Retooling With Timely Solutions
Perhaps the most strategic move ISI made was restructuring its sales model to serve the needs of an ailing customer base. "We had to get creative in terms of our delivery and payment structure to win projects," says Sweeney. Offering its solutions via a managed services model softened the capital expenditures blow for its customers.

Key application offerings at ISI are route accounting, field service, and mobile marketing, what Sweeney describes as typical outside-the-four-walls mobile communication solutions. The company's turnkey solutions include custom software and integration, hardware procurement and kitting, and deployment, application hosting, help desk, and depot services. Sweeney still contends this soup-to-nuts approach is a competitive differentiator in a space full of specialized service providers, but the up-front capital expense required of the model proved problematic in the downturn.

Traditionally, the ISI sales approach frontloaded its clients' capital expenditures. "When our customers found themselves in need of upgrades and new technologies but had little capital to expend, we took advantage of our own downtime and developed what we call Managed Solution Services [MSS]," explains Sweeney. When it engages a long-term customer, ISI develops its software and maps an integration strategy up front, before it bills the customer a dime. Then, for a monthly fee per user, ISI maintains its turnkey management of the entire solution. That monthly per-user fee includes software maintenance (updates and bug fixes, for example), several hundred hours of professional services per year, provisioning, handheld staging and configuration, and help desk and depot services. "The new model is successful because it's easier for customers to wrap their brains and budgets around a monthly fee," Sweeney says. "Depending on the services we're providing, we can offer mission-critical solutions for a price comparable to a cell phone data plan — from $25 to $75 per month per user." This has proven more than beneficial to ISI customers; it's good for the integrator's business, too. The shift has resulted in multiyear agreements and steady recurring revenue.
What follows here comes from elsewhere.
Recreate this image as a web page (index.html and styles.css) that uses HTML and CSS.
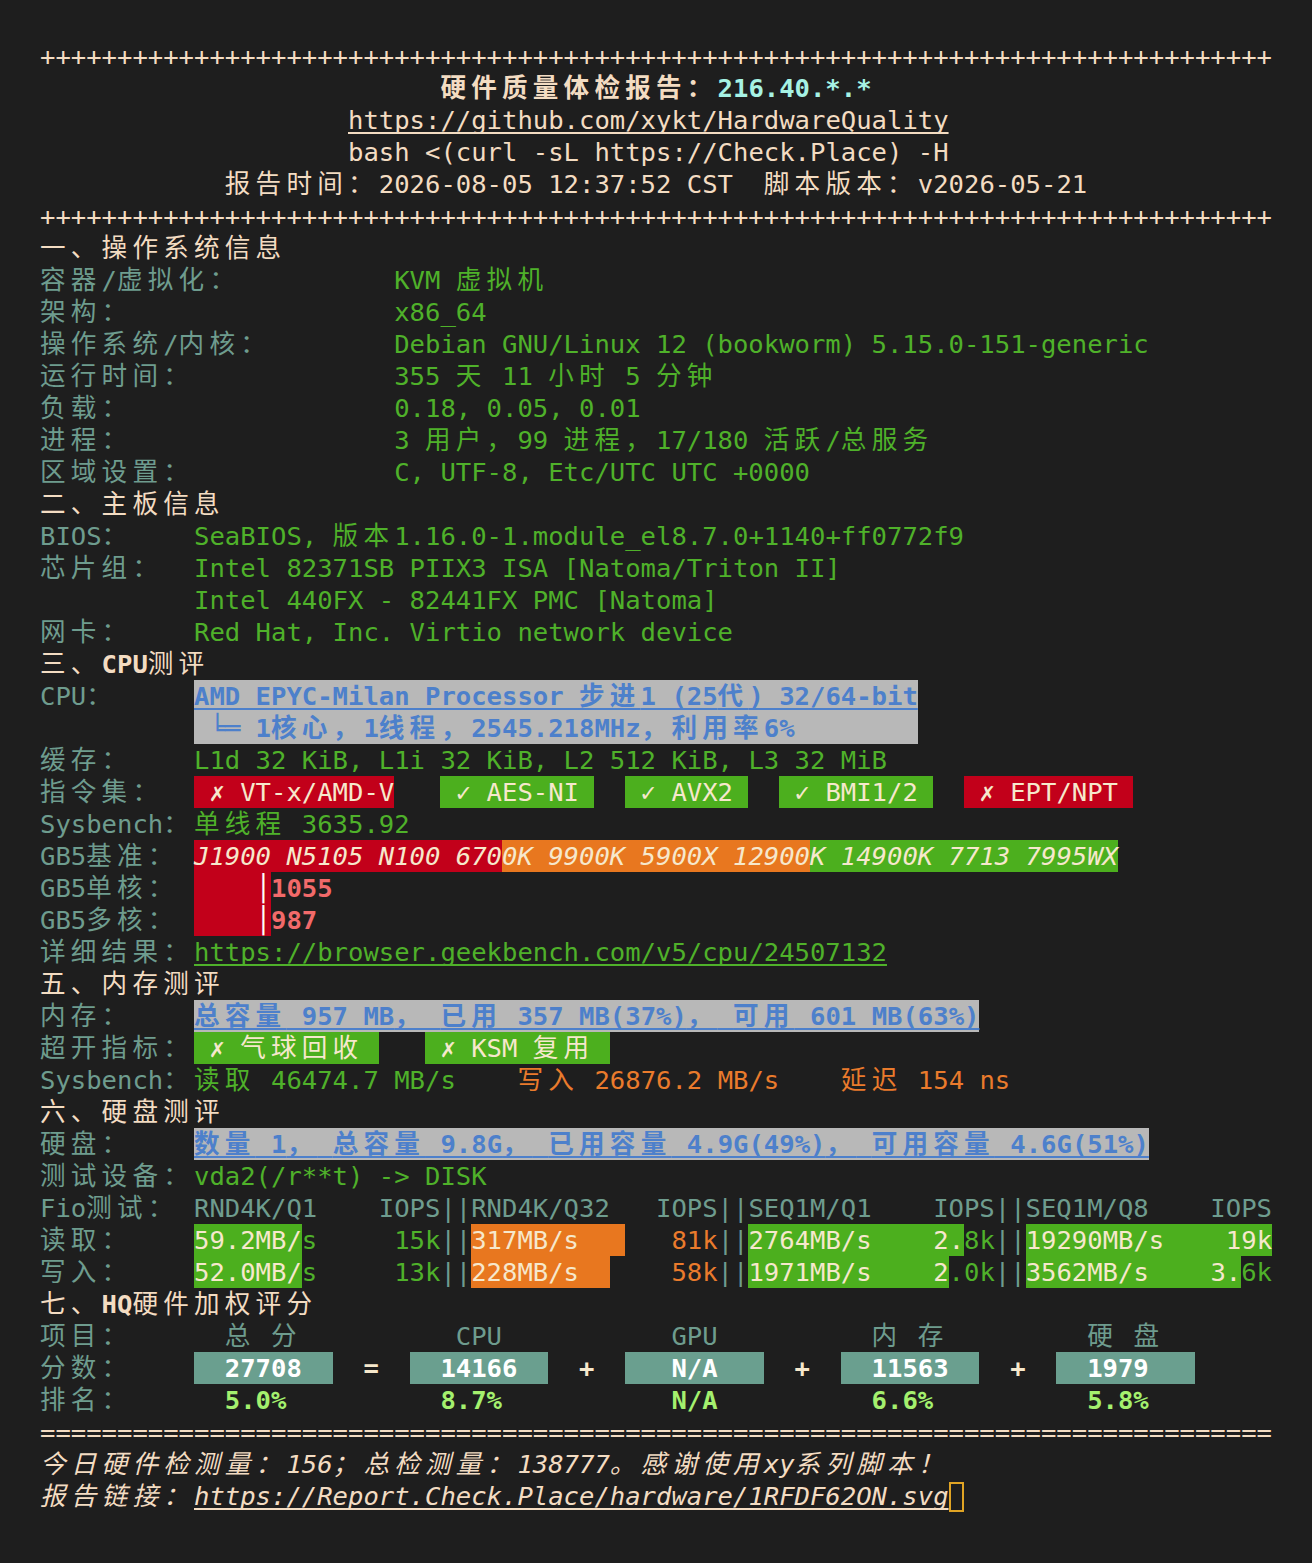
FILE: index.html
```html
<!DOCTYPE html>
<html lang="zh-CN">
<head>
<meta charset="utf-8">
<title>硬件质量体检报告</title>
<link rel="stylesheet" href="styles.css">
</head>
<body>
<main class="term">
<div class="ln">++++++++++++++++++++++++++++++++++++++++++++++++++++++++++++++++++++++++++++++++</div>
<div class="ln in26"><b class="z">硬件质量体检报告：</b><b class="ip">216.40.*.*</b></div>
<div class="ln in20"><span class="u">https://github.com/xykt/HardwareQuality</span></div>
<div class="ln in20">bash &lt;(curl -sL https://Check.Place) -H</div>
<div class="ln in12"><span class="z">报告时间：</span>2026-08-05 12:37:52 CST  <span class="z">脚本版本：</span>v2026-05-21</div>
<div class="ln">++++++++++++++++++++++++++++++++++++++++++++++++++++++++++++++++++++++++++++++++</div>
<div class="ln"><span class="z">一、操作系统信息</span></div>
<div class="ln"><span class="lb w23"><span class="z">容器</span>/<span class="z">虚拟化：</span></span><span class="g">KVM <span class="z">虚拟机</span></span></div>
<div class="ln"><span class="lb w23"><span class="z">架构：</span></span><span class="g">x86_64</span></div>
<div class="ln"><span class="lb w23"><span class="z">操作系统</span>/<span class="z">内核：</span></span><span class="g">Debian GNU/Linux 12 (bookworm) 5.15.0-151-generic</span></div>
<div class="ln"><span class="lb w23"><span class="z">运行时间：</span></span><span class="g">355 <span class="z">天</span> 11 <span class="z">小时</span> 5 <span class="z">分钟</span></span></div>
<div class="ln"><span class="lb w23"><span class="z">负载：</span></span><span class="g">0.18, 0.05, 0.01</span></div>
<div class="ln"><span class="lb w23"><span class="z">进程：</span></span><span class="g">3 <span class="z">用户，</span>99 <span class="z">进程，</span>17/180 <span class="z">活跃</span>/<span class="z">总服务</span></span></div>
<div class="ln"><span class="lb w23"><span class="z">区域设置：</span></span><span class="g">C, UTF-8, Etc/UTC UTC +0000</span></div>
<div class="ln"><span class="z">二、主板信息</span></div>
<div class="ln"><span class="lb w10">BIOS<span class="z">：</span></span><span class="g">SeaBIOS, <span class="z">版本</span>1.16.0-1.module_el8.7.0+1140+ff0772f9</span></div>
<div class="ln"><span class="lb w10"><span class="z">芯片组：</span></span><span class="g">Intel 82371SB PIIX3 ISA [Natoma/Triton II]</span></div>
<div class="ln"><span class="lb w10"></span><span class="g">Intel 440FX - 82441FX PMC [Natoma]</span></div>
<div class="ln"><span class="lb w10"><span class="z">网卡：</span></span><span class="g">Red Hat, Inc. Virtio network device</span></div>
<div class="ln"><span class="z">三、</span><b>CPU</b><span class="z">测评</span></div>
<div class="ln"><span class="lb w10">CPU<span class="z">：</span></span><b class="box w47 hl u">AMD EPYC-Milan Processor <span class="z">步进</span>1 (25<span class="z">代</span>) 32/64-bit</b></div>
<div class="ln"><span class="lb w10"></span><b class="box w47 hl"> ╘═ 1<span class="z">核心，</span>1<span class="z">线程，</span>2545.218MHz<span class="z">，利用率</span>6%</b></div>
<div class="ln"><span class="lb w10"><span class="z">缓存：</span></span><span class="g">L1d 32 KiB, L1i 32 KiB, L2 512 KiB, L3 32 MiB</span></div>
<div class="ln"><span class="lb w10"><span class="z">指令集：</span></span><span class="box w13 bgr"> ✗ VT-x/AMD-V</span>   <span class="box w10 bgg"> ✓ AES-NI</span>  <span class="box w8 bgg"> ✓ AVX2</span>  <span class="box w10 bgg"> ✓ BMI1/2</span>  <span class="box w11 bgr"> ✗ EPT/NPT</span></div>
<div class="ln"><span class="lb w10">Sysbench<span class="z">：</span></span><span class="g"><span class="z">单线程</span> 3635.92</span></div>
<div class="ln"><span class="lb w10">GB5<span class="z">基准：</span></span><i class="box w20 bgr">J1900 N5105 N100 670</i><i class="box w20 bgo">0K 9900K 5900X 12900</i><i class="box w20 bgg">K 14900K 7713 7995WX</i></div>
<div class="ln"><span class="lb w10">GB5<span class="z">单核：</span></span><span class="box w5 bgr">    <b class="bar">│</b></span><b class="rd">1055</b></div>
<div class="ln"><span class="lb w10">GB5<span class="z">多核：</span></span><span class="box w5 bgr">    <b class="bar">│</b></span><b class="rd">987</b></div>
<div class="ln"><span class="lb w10"><span class="z">详细结果：</span></span><span class="g u">https://browser.geekbench.com/v5/cpu/24507132</span></div>
<div class="ln"><span class="z">五、内存测评</span></div>
<div class="ln"><span class="lb w10"><span class="z">内存：</span></span><b class="box w51 hl u"><span class="z">总容量</span> 957 MB<span class="z">，</span> <span class="z">已用</span> 357 MB(37%)<span class="z">，</span> <span class="z">可用</span> 601 MB(63%)</b></div>
<div class="ln"><span class="lb w10"><span class="z">超开指标：</span></span><span class="box w12 bgg"> ✗ <span class="z">气球回收</span></span>   <span class="box w12 bgg"> ✗ KSM <span class="z">复用</span></span></div>
<div class="ln"><span class="lb w10">Sysbench<span class="z">：</span></span><span class="g"><span class="z">读取</span> 46474.7 MB/s</span>    <span class="o"><span class="z">写入</span> 26876.2 MB/s</span>    <span class="o"><span class="z">延迟</span> 154 ns</span></div>
<div class="ln"><span class="z">六、硬盘测评</span></div>
<div class="ln"><span class="lb w10"><span class="z">硬盘：</span></span><b class="box w62 hl u"><span class="z">数量</span> 1<span class="z">，</span> <span class="z">总容量</span> 9.8G<span class="z">，</span> <span class="z">已用容量</span> 4.9G(49%)<span class="z">，</span> <span class="z">可用容量</span> 4.6G(51%)</b></div>
<div class="ln"><span class="lb w10"><span class="z">测试设备：</span></span><span class="g">vda2(/r**t) -&gt; DISK</span></div>
<div class="ln lb"><span class="w10">Fio<span class="z">测试：</span></span>RND4K/Q1    IOPS||RND4K/Q32   IOPS||SEQ1M/Q1    IOPS||SEQ1M/Q8    IOPS</div>
<div class="ln"><span class="lb w10"><span class="z">读取：</span></span><span class="box w7 bgg">59.2MB/</span><span class="g">s     15k</span><span class="lb">||</span><span class="box w10 bgo">317MB/s</span><span class="o">   81k</span><span class="lb">||</span><span class="box w14 bgg">2764MB/s    2.</span><span class="g">8k</span><span class="lb">||</span><span class="box w16 bgg">19290MB/s    19k</span></div>
<div class="ln"><span class="lb w10"><span class="z">写入：</span></span><span class="box w7 bgg">52.0MB/</span><span class="g">s     13k</span><span class="lb">||</span><span class="box w9 bgo">228MB/s</span><span class="o">    58k</span><span class="lb">||</span><span class="box w13 bgg">1971MB/s    2</span><span class="g">.0k</span><span class="lb">||</span><span class="box w14 bgg">3562MB/s    3.</span><span class="g">6k</span></div>
<div class="ln"><span class="z">七、</span><b>HQ</b><span class="z">硬件加权评分</span></div>
<div class="ln lb"><span class="w10"><span class="z">项目：</span></span><span class="w14">  <span class="z">总</span> <span class="z">分</span></span><span class="w14">   CPU</span><span class="w14">   GPU</span><span class="w14">  <span class="z">内</span> <span class="z">存</span></span><span class="w14">  <span class="z">硬</span> <span class="z">盘</span></span></div>
<div class="ln"><span class="lb w10"><span class="z">分数：</span></span><b class="box w9 sc">  27708</b><b class="op">  =  </b><b class="box w9 sc">  14166</b><b class="op">  +  </b><b class="box w9 sc">   N/A</b><b class="op">  +  </b><b class="box w9 sc">  11563</b><b class="op">  +  </b><b class="box w9 sc">  1979</b></div>
<div class="ln"><span class="lb w10"><span class="z">排名：</span></span><b class="pc w14">  5.0%</b><b class="pc w14">  8.7%</b><b class="pc w14">   N/A</b><b class="pc w14">  6.6%</b><b class="pc w14">  5.8%</b></div>
<div class="ln">================================================================================</div>
<div class="ln"><i><span class="z">今日硬件检测量：</span>156<span class="z">；总检测量：</span>138777<span class="z">。感谢使用</span>xy<span class="z">系列脚本！</span></i></div>
<div class="ln"><i><span class="z">报告链接：</span><span class="u">https://Report.Check.Place/hardware/1RFDF62ON.svg</span></i><span class="cur"></span></div>
</main>
</body>
</html>
```

FILE: styles.css
```css
:root {
  --c: 15.4px;
  --fg: #f3dcc2;
  --lb: #6e9c8e;
  --g: #4fb12a;
  --gbg: #4caf1e;
  --rbg: #c2001a;
  --obg: #e8771f;
  --o: #ea7b2c;
  --grey: #b8b8b8;
  --blue: #4d80cb;
  --score: #6a9f8f;
  --pct: #a4f06e;
  --ip: #a6f2e4;
  --red: #f26a6a;
  --bfg: #f6e8cc;
}

html, body {
  margin: 0;
  background: #1e1e1e;
}

body {
  min-height: 1563px;
}

.term {
  display: block;
  padding: 40px 0 0 40px;
  font-family: "DejaVu Sans Mono", "Noto Sans CJK SC", monospace;
  font-size: 25.58px;
  color: var(--fg);
}

.ln {
  height: 32px;
  line-height: 32px;
  white-space: pre;
}

b { font-weight: bold; }
i { font-style: italic; }

.z {
  font-family: "Noto Sans CJK SC", "DejaVu Sans Mono", sans-serif;
  letter-spacing: calc(2 * var(--c) - 1em);
  line-height: 20px;
}

.in26 { padding-left: calc(26 * var(--c)); }
.in20 { padding-left: calc(20 * var(--c)); }
.in12 { padding-left: calc(12 * var(--c)); }

.w5, .w7, .w8, .w9, .w10, .w11, .w12, .w13, .w14, .w16, .w20, .w23, .w47, .w51, .w62 {
  display: inline-block;
  vertical-align: top;
  height: 32px;
  overflow: visible;
}
.w5 { width: calc(5 * var(--c)); }
.w7 { width: calc(7 * var(--c)); }
.w8 { width: calc(8 * var(--c)); }
.w9 { width: calc(9 * var(--c)); }
.w10 { width: calc(10 * var(--c)); }
.w11 { width: calc(11 * var(--c)); }
.w12 { width: calc(12 * var(--c)); }
.w13 { width: calc(13 * var(--c)); }
.w14 { width: calc(14 * var(--c)); }
.w16 { width: calc(16 * var(--c)); }
.w20 { width: calc(20 * var(--c)); }
.w23 { width: calc(23 * var(--c)); }
.w47 { width: calc(47 * var(--c)); }
.w51 { width: calc(51 * var(--c)); }
.w62 { width: calc(62 * var(--c)); }

.lb { color: var(--lb); }
.g { color: var(--g); }
.o { color: var(--o); }
.ip { color: var(--ip); }
.rd { color: var(--red); }
.pc { color: var(--pct); }

.u {
  text-decoration: underline;
  text-decoration-skip-ink: none;
  text-underline-offset: 3px;
  text-decoration-thickness: 2px;
}

.box { color: var(--bfg); }
.hl { background: var(--grey); color: var(--blue); }
.bgr { background: var(--rbg); }
.bgo { background: var(--obg); }
.bgg { background: var(--gbg); }
.bar { color: #ffffff; }

.sc {
  background: var(--score);
  color: #ffffff;
}
.op { color: var(--bfg); }

.cur {
  display: inline-block;
  vertical-align: top;
  box-sizing: border-box;
  width: var(--c);
  height: 30px;
  margin-top: 2px;
  border: 2px solid #e0a424;
}
```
Tech Decisions: Pragmatism Proves Itself
When the downturn took so much work off the company's docket, ISI took advantage of the resulting downtime and orchestrated a road show of sorts. The series of customer visits was conducted for reasons far more important than courtesy. ISI sought to learn what the future looked like from the perspective of a customer base that's not only financially challenged, but which has become increasingly intrigued by consumer-grade devices.

"When everyone went crazy for iOS and Android and Google devices, enterprises began asking, why not?" says Sweeney. To better understand the market's desires and educate customers on their options, ISI targeted a specific set of customers across several industries, all of which were poised for upgrades. Targeted applications included direct store delivery, route accounting, and other vehicle-based, often harsh environments. ISI (which it's worth noting also develops business apps for iOS, Android, and Google devices) segmented its hardware offerings in four general categories: consumer- grade, rugged consumer-grade, light industrial, and rugged industrial. Then it packed them all up and took them on the road. "Our hardware offering spans all the major manufacturers, from ‘super phone' to ‘super rugged,' so each category featured several devices," says Sweeney.

As it met with operations, finance, and end user representatives from this cross section of its customer base, ISI dove deeply and objectively into the price points, abilities, limitations, and total cost of ownership of each class of device. "Without exception, once managers and end users were engaged with us in dialogue and hands-on demonstrations, consumer-grade device curiosity fell by the wayside," says Sweeney. On the contrary, customers' self-discovery inevitably drew them to the industrial side of the continuum, the class comprising devices like the Dolphin 99EX. "Everyone loves the iPhone, but it's made of glass. Everyone loves apps, but nobody wants a six-month upgrade cycle. Business users want screens they can read, physical numeric and alpha keyboards, one-handed/gloved-hand operation, and long-term support of the investment," he says. "When you have an opportunity to sit down with end users and gain a deep understanding of their use case, you discover they don't want less, they want more." As a result of efforts like these, Sweeney and ISI are getting more too — to the tune of 50% growth last year.